When a court is presented with "such exceptional cases," the boundaries of subsection (f) are "as expansive as the need to achieve equity and justice." Perillo, supra, 48 N.J. at 341. See also Baumann v. Marinaro, 95 N.J. 380, 395 (1984) (indicating that "each case must be resolved on its own particular facts"). This is not one of those cases. Defendant executed a valid note and mortgage, modified the transaction by waiving any purported defenses, defaulted on her mortgage payments, and was unable to effectuate any further loan modifications.

Affirmed.


1 Arch Bay was the original plaintiff in this action. In December 2013, the court amended the caption of the foreclosure complaint, without objection, by substituting plaintiff's name for that of Arch Bay.

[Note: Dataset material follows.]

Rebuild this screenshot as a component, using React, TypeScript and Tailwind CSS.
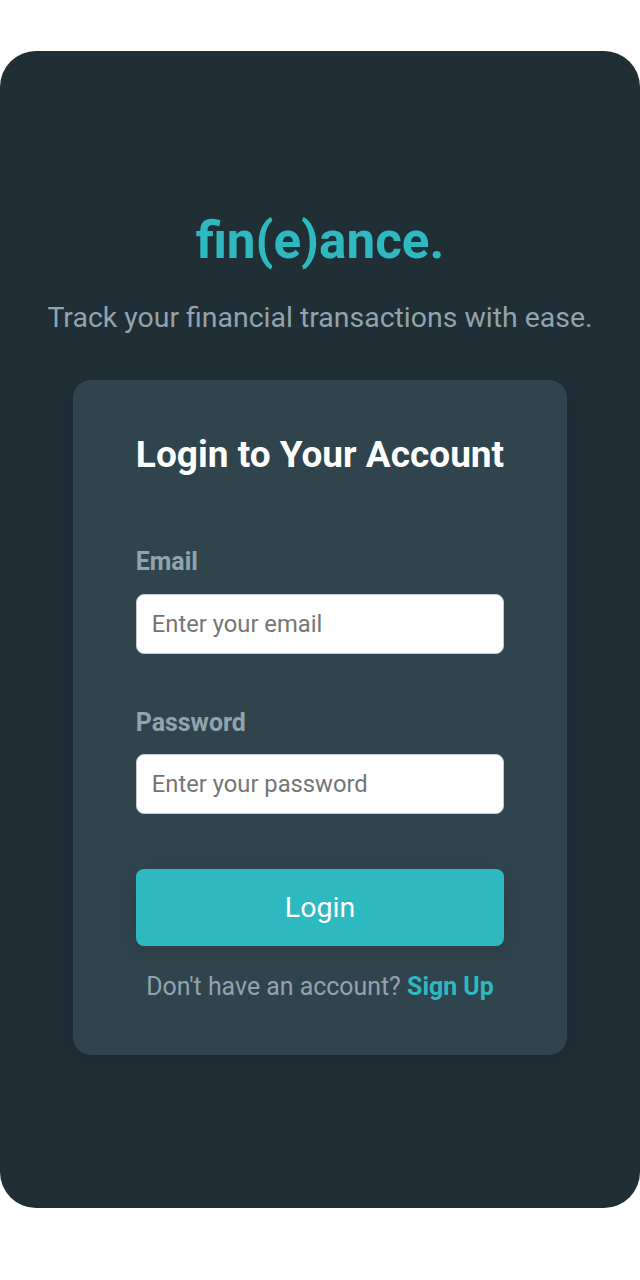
import React from "react";

function Field({ label, placeholder, type, className }: { label: string; placeholder: string; type: string; className: string }) {
  return (
    <label className={`flex flex-col ${className}`}>
      <span className="h-8 text-[24.9px] leading-8 font-bold text-[#90a4ae]">{label}</span>
      <input
        type={type}
        placeholder={placeholder}
        className="mt-[15.6px] h-[60px] w-full rounded-[8px] border-[1.5px] border-[#c5cace] bg-white px-[15px] text-[23.75px] text-gray-800 outline-none placeholder:text-[#757575]"
      />
    </label>
  );
}

export default function App() {
  return (
    <div className="h-[1280px] w-[640px] overflow-hidden bg-white pt-[51px] font-['Roboto',sans-serif]">
      <main className="flex h-[1157px] flex-col items-center rounded-[36px] bg-[#202e35] pt-[159px]">
        <h1 className="h-[62px] text-[51.2px] leading-[62px] font-bold whitespace-nowrap text-[#2eb8bf]">fin(e)ance.</h1>
        <p className="mt-[28px] h-9 text-[28.45px] leading-9 whitespace-nowrap text-[#90a4ae]">
          Track your financial transactions with ease.
        </p>
        <form className="mt-[44px] flex h-[675px] w-[493.4px] flex-col rounded-[18px] bg-[#30444d] px-[62.5px] pt-[52px] shadow-[0_4px_16px_rgba(0,0,0,0.1)]">
          <h2 className="h-[46px] text-center text-[37px] leading-[46px] font-bold whitespace-nowrap text-white">Login to Your Account</h2>
          <Field className="mt-[68.4px]" label="Email" placeholder="Enter your email" type="email" />
          <Field className="mt-[52.8px]" label="Password" placeholder="Enter your password" type="password" />
          <button type="button" className="mt-[54.6px] h-[77px] shrink-0 rounded-[8px] bg-[#2eb8bf] pt-[2px] text-[28.5px] text-white shadow-[0_4px_16px_rgba(0,0,0,0.1)]">
            Login
          </button>
          <p className="mt-[25px] text-center text-[24.9px] leading-8 whitespace-nowrap text-[#90a4ae]">
            Don't have an account? <a href="#" className="font-bold text-[#2eb8bf]">Sign Up</a>
          </p>
        </form>
      </main>
    </div>
  );
}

2 Defendant sought money damages for alleged violations of the Home Ownership Security Act, N.J.S.A. 46:10B-22 to -68; and the New Jersey Consumer Fraud Act, N.J.S.A. 56:8-1 to -20.

3 Arch Bay relied on detailed lost-note certifications from a vice-president of Rushmore, a vice-president from Arch Bay's custodian, Deutsche Bank National Trust Company (DBNTC), as well as an attorney from a prior foreclosure firm.

4 It is evident from oral argument that defendant had no valid objection to the amount due on the mortgage, but rather, that she objected to the foreclosure proceedings.

5 Defendant's belated TILA contentions are time-barred by 15 U.S.C.A. section 1640(e).

6 Relying on the DBNTC certification, Arch Bay's counsel represented to the judge that QSC's foreclosure department had been terminated and there were no QSC individuals available with relevant knowledge regarding this transaction.